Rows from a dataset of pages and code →
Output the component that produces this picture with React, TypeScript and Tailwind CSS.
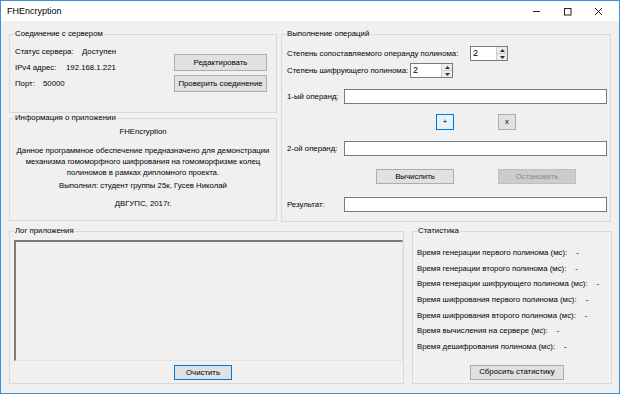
import type { ReactNode } from "react";

const GroupBox = ({
  title,
  className,
  children,
}: {
  title: string;
  className?: string;
  children?: ReactNode;
}) => (
  <fieldset className={`border border-[#d9d9d9] min-w-0 ${className ?? ""}`}>
    <legend className="ml-[4px] px-[1px] leading-[10px]">{title}</legend>
    {children}
  </fieldset>
);

const Button = ({
  children,
  className,
}: {
  children: ReactNode;
  className?: string;
}) => (
  <button
    className={`flex items-center justify-center border leading-none whitespace-nowrap ${className ?? ""}`}
  >
    {children}
  </button>
);

const TextBox = ({ className }: { className?: string }) => (
  <input
    readOnly
    className={`h-[15px] bg-white border border-[#7a7a7a] outline-none ${className ?? ""}`}
  />
);

const Spinner = ({ className }: { className?: string }) => (
  <div className={`flex h-[15px] border border-[#7a7a7a] bg-white ${className ?? ""}`}>
    <span className="flex-1 pl-[2px] leading-[13px] text-[9px]">2</span>
    <div className="flex flex-col w-[11px] border-l border-[#cfcfcf]">
      <div className="flex-1 flex items-center justify-center bg-[#ececec] border-b border-[#cfcfcf]">
        <svg width="5" height="3" viewBox="0 0 5 3">
          <path d="M0 3 L2.5 0 L5 3 Z" fill="#303030" />
        </svg>
      </div>
      <div className="flex-1 flex items-center justify-center bg-[#ececec]">
        <svg width="5" height="3" viewBox="0 0 5 3">
          <path d="M0 0 L2.5 3 L5 0 Z" fill="#303030" />
        </svg>
      </div>
    </div>
  </div>
);

const stats = [
  "Время генерации первого полинома (мс):",
  "Время генерации второго полинома (мс):",
  "Время генерации шифрующего полинома (мс):",
  "Время шифрования первого полинома (мс):",
  "Время шифрования второго полинома (мс):",
  "Время вычисления на сервере (мс):",
  "Время дешифрования полинома (мс):",
];

export default function App() {
  return (
    <div className="w-[620px] h-[394px] flex flex-col border border-[#3d8fd8] bg-[#f0f0f0] text-black text-[7.8px] font-['Liberation_Sans',Arial,sans-serif] whitespace-nowrap overflow-hidden">
      {/* Title bar */}
      <div className="h-[20px] bg-white flex items-center shrink-0">
        <span className="ml-[6px] text-[9px] leading-none">FHEncryption</span>
        <div className="ml-auto flex items-center">
          <div className="w-[31px] flex justify-center">
            <svg width="9" height="9" viewBox="0 0 9 9">
              <line x1="1" y1="4.5" x2="8" y2="4.5" stroke="#222" strokeWidth="1" />
            </svg>
          </div>
          <div className="w-[31px] flex justify-center">
            <svg width="9" height="9" viewBox="0 0 9 9">
              <rect x="1.5" y="1.5" width="6.5" height="6.5" fill="none" stroke="#222" strokeWidth="1" />
            </svg>
          </div>
          <div className="w-[31px] flex justify-center mr-[5px]">
            <svg width="9" height="9" viewBox="0 0 9 9">
              <path d="M1 1 L8 8 M8 1 L1 8" stroke="#222" strokeWidth="1" />
            </svg>
          </div>
        </div>
      </div>

      {/* Top row */}
      <div className="flex gap-[4px] pl-[8px] pt-[8px]">
        <div className="flex flex-col w-[268px]">
          <GroupBox title="Соединение с сервером" className="h-[84px]">
            <div className="flex">
              <div className="flex flex-col pl-[5px] pt-[5px] leading-[16px]">
                <div className="flex">
                  <span className="w-[67px]">Статус сервера:</span>
                  <span>Доступен</span>
                </div>
                <div className="flex">
                  <span className="w-[51px]">IPv4 адрес:</span>
                  <span>192.168.1.221</span>
                </div>
                <div className="flex">
                  <span className="w-[28px]">Порт:</span>
                  <span>50000</span>
                </div>
              </div>
              <div className="ml-auto mr-[9px] mt-[15px] flex flex-col gap-[4px]">
                <Button className="w-[93px] h-[17px] bg-[#e1e1e1] border-[#adadad]">
                  Редактировать
                </Button>
                <Button className="w-[93px] h-[17px] bg-[#e1e1e1] border-[#adadad]">
                  Проверить соединение
                </Button>
              </div>
            </div>
          </GroupBox>
          <GroupBox title="Информация о приложении" className="h-[108px]">
            <div className="flex flex-col items-center text-center leading-[11px] pt-[3px]">
              <div>FHEncryption</div>
              <div className="mt-[8px]">
                Данное программное обеспечение предназначено для демонстрации
                <br />
                механизма гомоморфного шифрования на гомоморфизме колец
                <br />
                полиномов в рамках дипломного проекта.
              </div>
              <div className="mt-[2px]">Выполнил: студент группы 25к, Гусев Николай</div>
              <div className="mt-[7px]">ДВГУПС, 2017г.</div>
            </div>
          </GroupBox>
        </div>

        <GroupBox title="Выполнение операций" className="w-[330px] h-[193px]">
          <div className="flex flex-col pl-[5px]">
            <div className="flex items-center h-[15px] mt-[7px]">
              <span className="w-[183px]">Степень сопоставляемого операнду полинома:</span>
              <Spinner className="w-[38px]" />
            </div>
            <div className="flex items-center h-[15px] mt-[2px]">
              <span className="w-[123px]">Степень шифрующего полинома:</span>
              <Spinner className="w-[43px]" />
            </div>
            <div className="flex items-center h-[15px] mt-[11px]">
              <span className="w-[57px]">1-ый операнд:</span>
              <TextBox className="w-[263px]" />
            </div>
            <div className="flex items-center h-[16px] mt-[10px] pl-[149px] gap-[44px]">
              <Button className="w-[18px] h-[16px] bg-[#e5f1fb] border-[#0078d7]">+</Button>
              <Button className="w-[18px] h-[16px] bg-[#e1e1e1] border-[#adadad]">x</Button>
            </div>
            <div className="flex items-center h-[15px] mt-[11px]">
              <span className="w-[57px]">2-ой операнд:</span>
              <TextBox className="w-[263px]" />
            </div>
            <div className="flex items-center h-[15px] mt-[13px] pl-[89px] gap-[44px]">
              <Button className="w-[78px] h-[15px] bg-[#e1e1e1] border-[#adadad]">Вычислить</Button>
              <Button className="w-[78px] h-[15px] bg-[#cccccc] border-[#bfbfbf] text-[#8a8a8a]">
                Остановить
              </Button>
            </div>
            <div className="flex items-center h-[15px] mt-[13px]">
              <span className="w-[57px]">Результат:</span>
              <TextBox className="w-[263px]" />
            </div>
          </div>
        </GroupBox>
      </div>

      {/* Bottom row */}
      <div className="flex gap-[8px] pl-[8px] mt-[4px]">
        <GroupBox title="Лог приложения" className="w-[395px] h-[158px]">
          <div className="flex flex-col pl-[4px] pt-[4px]">
            <div className="w-[389px] h-[121px] bg-[#f0f0f0] border-t-2 border-l-2 border-r border-b border-t-[#7a7a7a] border-l-[#7a7a7a] border-r-[#e3e3e3] border-b-[#e3e3e3]" />
            <Button className="ml-[160px] mt-[4px] w-[58px] h-[15px] bg-[#e1e1e1] border-[#0078d7]">
              Очистить
            </Button>
          </div>
        </GroupBox>
        <GroupBox title="Статистика" className="w-[200px] h-[158px]">
          <div className="flex flex-col pl-[4px] pt-[9px] leading-[15.67px]">
            {stats.map((s) => (
              <div key={s} className="flex">
                <span>{s}</span>
                <span className="ml-[9px]">-</span>
              </div>
            ))}
            <Button className="ml-[53px] mt-[10px] w-[94px] h-[15px] bg-[#e1e1e1] border-[#adadad]">
              Сбросить статистику
            </Button>
          </div>
        </GroupBox>
      </div>
    </div>
  );
}
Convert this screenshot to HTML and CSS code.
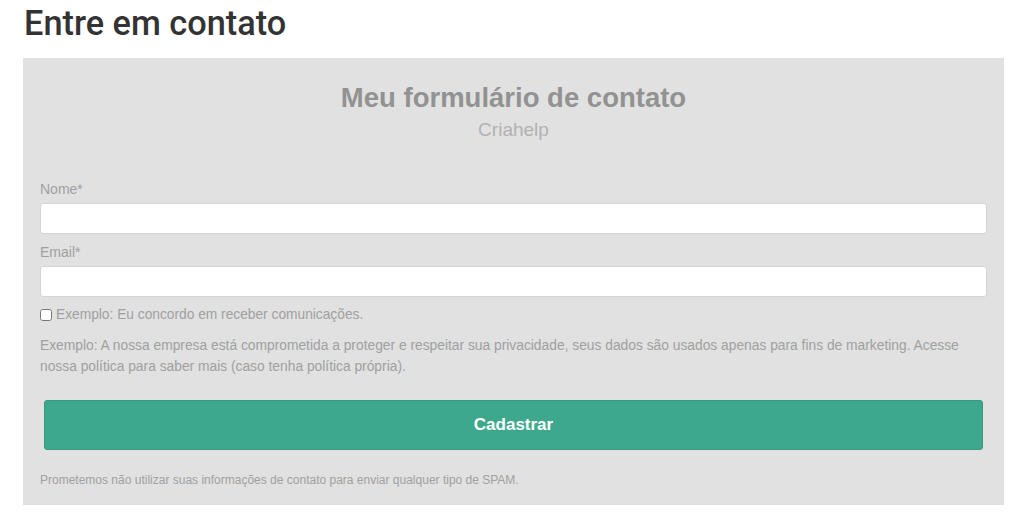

Short problem → Reproduce the material above in full and without alteration, but skip all pictures.

Response to this exercise →
Output the component that produces this picture with React, TypeScript and Tailwind CSS.
import type { ReactNode } from "react";

const GroupBox = ({
  title,
  className,
  children,
}: {
  title: string;
  className?: string;
  children?: ReactNode;
}) => (
  <fieldset className={`border border-[#d9d9d9] min-w-0 ${className ?? ""}`}>
    <legend className="ml-[4px] px-[1px] leading-[10px]">{title}</legend>
    {children}
  </fieldset>
);

const Button = ({
  children,
  className,
}: {
  children: ReactNode;
  className?: string;
}) => (
  <button
    className={`flex items-center justify-center border leading-none whitespace-nowrap ${className ?? ""}`}
  >
    {children}
  </button>
);

const TextBox = ({ className }: { className?: string }) => (
  <input
    readOnly
    className={`h-[15px] bg-white border border-[#7a7a7a] outline-none ${className ?? ""}`}
  />
);

const Spinner = ({ className }: { className?: string }) => (
  <div className={`flex h-[15px] border border-[#7a7a7a] bg-white ${className ?? ""}`}>
    <span className="flex-1 pl-[2px] leading-[13px] text-[9px]">2</span>
    <div className="flex flex-col w-[11px] border-l border-[#cfcfcf]">
      <div className="flex-1 flex items-center justify-center bg-[#ececec] border-b border-[#cfcfcf]">
        <svg width="5" height="3" viewBox="0 0 5 3">
          <path d="M0 3 L2.5 0 L5 3 Z" fill="#303030" />
        </svg>
      </div>
      <div className="flex-1 flex items-center justify-center bg-[#ececec]">
        <svg width="5" height="3" viewBox="0 0 5 3">
          <path d="M0 0 L2.5 3 L5 0 Z" fill="#303030" />
        </svg>
      </div>
    </div>
  </div>
);

const stats = [
  "Время генерации первого полинома (мс):",
  "Время генерации второго полинома (мс):",
  "Время генерации шифрующего полинома (мс):",
  "Время шифрования первого полинома (мс):",
  "Время шифрования второго полинома (мс):",
  "Время вычисления на сервере (мс):",
  "Время дешифрования полинома (мс):",
];

export default function App() {
  return (
    <div className="w-[620px] h-[394px] flex flex-col border border-[#3d8fd8] bg-[#f0f0f0] text-black text-[7.8px] font-['Liberation_Sans',Arial,sans-serif] whitespace-nowrap overflow-hidden">
      {/* Title bar */}
      <div className="h-[20px] bg-white flex items-center shrink-0">
        <span className="ml-[6px] text-[9px] leading-none">FHEncryption</span>
        <div className="ml-auto flex items-center">
          <div className="w-[31px] flex justify-center">
            <svg width="9" height="9" viewBox="0 0 9 9">
              <line x1="1" y1="4.5" x2="8" y2="4.5" stroke="#222" strokeWidth="1" />
            </svg>
          </div>
          <div className="w-[31px] flex justify-center">
            <svg width="9" height="9" viewBox="0 0 9 9">
              <rect x="1.5" y="1.5" width="6.5" height="6.5" fill="none" stroke="#222" strokeWidth="1" />
            </svg>
          </div>
          <div className="w-[31px] flex justify-center mr-[5px]">
            <svg width="9" height="9" viewBox="0 0 9 9">
              <path d="M1 1 L8 8 M8 1 L1 8" stroke="#222" strokeWidth="1" />
            </svg>
          </div>
        </div>
      </div>

      {/* Top row */}
      <div className="flex gap-[4px] pl-[8px] pt-[8px]">
        <div className="flex flex-col w-[268px]">
          <GroupBox title="Соединение с сервером" className="h-[84px]">
            <div className="flex">
              <div className="flex flex-col pl-[5px] pt-[5px] leading-[16px]">
                <div className="flex">
                  <span className="w-[67px]">Статус сервера:</span>
                  <span>Доступен</span>
                </div>
                <div className="flex">
                  <span className="w-[51px]">IPv4 адрес:</span>
                  <span>192.168.1.221</span>
                </div>
                <div className="flex">
                  <span className="w-[28px]">Порт:</span>
                  <span>50000</span>
                </div>
              </div>
              <div className="ml-auto mr-[9px] mt-[15px] flex flex-col gap-[4px]">
                <Button className="w-[93px] h-[17px] bg-[#e1e1e1] border-[#adadad]">
                  Редактировать
                </Button>
                <Button className="w-[93px] h-[17px] bg-[#e1e1e1] border-[#adadad]">
                  Проверить соединение
                </Button>
              </div>
            </div>
          </GroupBox>
          <GroupBox title="Информация о приложении" className="h-[108px]">
            <div className="flex flex-col items-center text-center leading-[11px] pt-[3px]">
              <div>FHEncryption</div>
              <div className="mt-[8px]">
                Данное программное обеспечение предназначено для демонстрации
                <br />
                механизма гомоморфного шифрования на гомоморфизме колец
                <br />
                полиномов в рамках дипломного проекта.
              </div>
              <div className="mt-[2px]">Выполнил: студент группы 25к, Гусев Николай</div>
              <div className="mt-[7px]">ДВГУПС, 2017г.</div>
            </div>
          </GroupBox>
        </div>

        <GroupBox title="Выполнение операций" className="w-[330px] h-[193px]">
          <div className="flex flex-col pl-[5px]">
            <div className="flex items-center h-[15px] mt-[7px]">
              <span className="w-[183px]">Степень сопоставляемого операнду полинома:</span>
              <Spinner className="w-[38px]" />
            </div>
            <div className="flex items-center h-[15px] mt-[2px]">
              <span className="w-[123px]">Степень шифрующего полинома:</span>
              <Spinner className="w-[43px]" />
            </div>
            <div className="flex items-center h-[15px] mt-[11px]">
              <span className="w-[57px]">1-ый операнд:</span>
              <TextBox className="w-[263px]" />
            </div>
            <div className="flex items-center h-[16px] mt-[10px] pl-[149px] gap-[44px]">
              <Button className="w-[18px] h-[16px] bg-[#e5f1fb] border-[#0078d7]">+</Button>
              <Button className="w-[18px] h-[16px] bg-[#e1e1e1] border-[#adadad]">x</Button>
            </div>
            <div className="flex items-center h-[15px] mt-[11px]">
              <span className="w-[57px]">2-ой операнд:</span>
              <TextBox className="w-[263px]" />
            </div>
            <div className="flex items-center h-[15px] mt-[13px] pl-[89px] gap-[44px]">
              <Button className="w-[78px] h-[15px] bg-[#e1e1e1] border-[#adadad]">Вычислить</Button>
              <Button className="w-[78px] h-[15px] bg-[#cccccc] border-[#bfbfbf] text-[#8a8a8a]">
                Остановить
              </Button>
            </div>
            <div className="flex items-center h-[15px] mt-[13px]">
              <span className="w-[57px]">Результат:</span>
              <TextBox className="w-[263px]" />
            </div>
          </div>
        </GroupBox>
      </div>

      {/* Bottom row */}
      <div className="flex gap-[8px] pl-[8px] mt-[4px]">
        <GroupBox title="Лог приложения" className="w-[395px] h-[158px]">
          <div className="flex flex-col pl-[4px] pt-[4px]">
            <div className="w-[389px] h-[121px] bg-[#f0f0f0] border-t-2 border-l-2 border-r border-b border-t-[#7a7a7a] border-l-[#7a7a7a] border-r-[#e3e3e3] border-b-[#e3e3e3]" />
            <Button className="ml-[160px] mt-[4px] w-[58px] h-[15px] bg-[#e1e1e1] border-[#0078d7]">
              Очистить
            </Button>
          </div>
        </GroupBox>
        <GroupBox title="Статистика" className="w-[200px] h-[158px]">
          <div className="flex flex-col pl-[4px] pt-[9px] leading-[15.67px]">
            {stats.map((s) => (
              <div key={s} className="flex">
                <span>{s}</span>
                <span className="ml-[9px]">-</span>
              </div>
            ))}
            <Button className="ml-[53px] mt-[10px] w-[94px] h-[15px] bg-[#e1e1e1] border-[#adadad]">
              Сбросить статистику
            </Button>
          </div>
        </GroupBox>
      </div>
    </div>
  );
}
Convert this screenshot to HTML and CSS code.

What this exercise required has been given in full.